Tasa Coal Co. v. Chutz
This text of 58 Pa. D. & C.2d 499 (Tasa Coal Co. v. Chutz) is published on Counsel Stack Legal Research, covering Pennsylvania Court of Common Pleas, Mercer County primary law. Counsel Stack provides free access to over 12 million legal documents including statutes, case law, regulations, and constitutions.
Opinion
The matter presently before the court is a motion for resumption of deposition and production of documents.
This is a suit brought by plaintiff against defendants in an effort to recover certain money alleged due plaintiff for the mining and marketing of coal. Plaintiff has made an effort to take the deposition of John Chutz but during the course of the deposition, John Chutz refused to produce certain records requested by plaintiff and to answer any questions concerning the amount of coal that had been mined in the disputed area.
As a result of this, plaintiff is now in court asking that this court dispose of the controversy and establish certain guidelines as to what information must be [500]*500provided by John Chutz when the deposition resumes and what documents, if any, he must produce.

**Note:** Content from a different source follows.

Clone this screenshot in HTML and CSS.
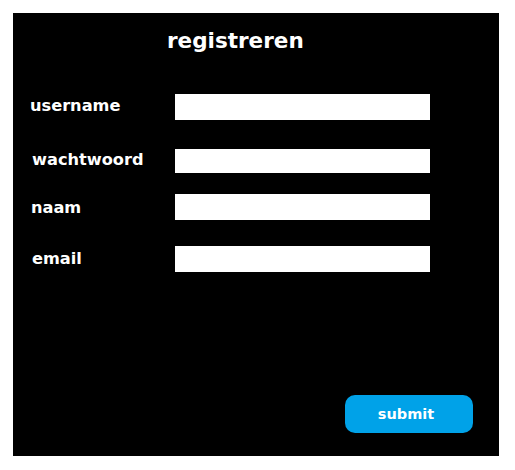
FILE: index.html
```html
<!DOCTYPE html>
<html lang="nl">
<head>
<meta charset="utf-8">
<title>registreren</title>
<link rel="stylesheet" href="styles.css">
</head>
<body>
<form class="panel">
  <h1 class="title">registreren</h1>
  <div class="fields">
    <div class="row row-user">
      <label class="label" for="username">username</label>
      <input class="input" id="username" type="text">
    </div>
    <div class="row row-pass">
      <label class="label" for="wachtwoord">wachtwoord</label>
      <input class="input input-short" id="wachtwoord" type="password">
    </div>
    <div class="row row-naam">
      <label class="label" for="naam">naam</label>
      <input class="input" id="naam" type="text">
    </div>
    <div class="row row-email">
      <label class="label" for="email">email</label>
      <input class="input" id="email" type="email">
    </div>
  </div>
  <div class="actions">
    <button class="submit" type="submit">submit</button>
  </div>
</form>
</body>
</html>
```

FILE: styles.css
```css
html, body {
  background: #ffffff;
}

body {
  margin: 13px;
  font-family: "DejaVu Sans", Verdana, sans-serif;
}

.panel {
  box-sizing: border-box;
  width: 486px;
  height: 443px;
  background: #000000;
  display: flex;
  flex-direction: column;
  padding: 16px 26px 23px 17px;
}

.title {
  margin: 0 0 0 137px;
  font-size: 21.5px;
  line-height: 24px;
  font-weight: bold;
  color: #ffffff;
}

.fields {
  display: flex;
  flex-direction: column;
  margin-top: 41px;
}

.row {
  display: flex;
  align-items: flex-start;
}

.row-pass {
  margin-top: 29px;
}

.row-naam {
  margin-top: 21px;
}

.row-email {
  margin-top: 26px;
}

.label {
  width: 145px;
  flex: none;
  font-size: 16.2px;
  line-height: 20px;
  font-weight: bold;
  color: #ffffff;
  padding-left: 1px;
}

.row-user .label {
  margin-top: 2px;
  padding-left: 0;
}

.row-pass .label {
  margin-top: 1px;
  padding-left: 2px;
  width: 143px;
}

.row-naam .label {
  margin-top: 4px;
  width: 144px;
}

.row-email .label {
  margin-top: 3px;
  padding-left: 2px;
  width: 143px;
}

.input {
  box-sizing: border-box;
  width: 255px;
  height: 26px;
  border: none;
  background: #ffffff;
  margin: 0;
  padding: 0;
}

.input-short {
  height: 24px;
}

.actions {
  margin-top: auto;
  display: flex;
  justify-content: flex-end;
}

.submit {
  width: 128px;
  height: 38px;
  border: none;
  border-radius: 10px;
  background: #00a2e8;
  color: #ffffff;
  font-family: "DejaVu Sans", Verdana, sans-serif;
  font-weight: bold;
  font-size: 14.5px;
  padding: 0 6px 0 0;
}
```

Pennsylvania Rule of Civil Procedure 4007 provides that a deposition may be taken of any person, including a party, for the purpose of either discovering witnesses or obtaining information. The rule is quite broad and has been quite liberally construed and permits the taking of depositions on any matter providing it is relevant to the subject matter involved in the action and will substantially aid in the preparation of trial of the case.
In Garrett v. Gulf Oil Corporation, 6 Mercer L.J. 409, this court adopted the logical position that Rule 4007 must be broadly interpreted to include a finding of relevancy if there is any conceivable basis for it to exist.
We conclude that the matters inquired into by plaintiff might conceivably be relevant and we, therefore, believe that the objection concerning relevancy raised by counsel for John Chutz at the time of deposition has no merit.
The problem here, however, is to a certain extent more difficult than this, because plaintiff desires that some records of the Penn Grove Coal Company be produced by defendants so that plaintiff may make an examination of these records.
The objection to this is based on the fact that Pa. R. C. P. 4009, which deals with the right to inspection, provides that such a right is limited to a party. Since the Penn Grove Coal Company is not a party to this case, it does not appear to this court that under the present state of the record the Penn Grove Coal Company could be required to produce its records for the purpose of inspection.
The pleadings here do not allege that the Penn Grove Coal Company is an entity formed for fraudulent pur[501]*501poses or for any other reason that would permit the court at this juncture to concern itself with piercing the corporate veil.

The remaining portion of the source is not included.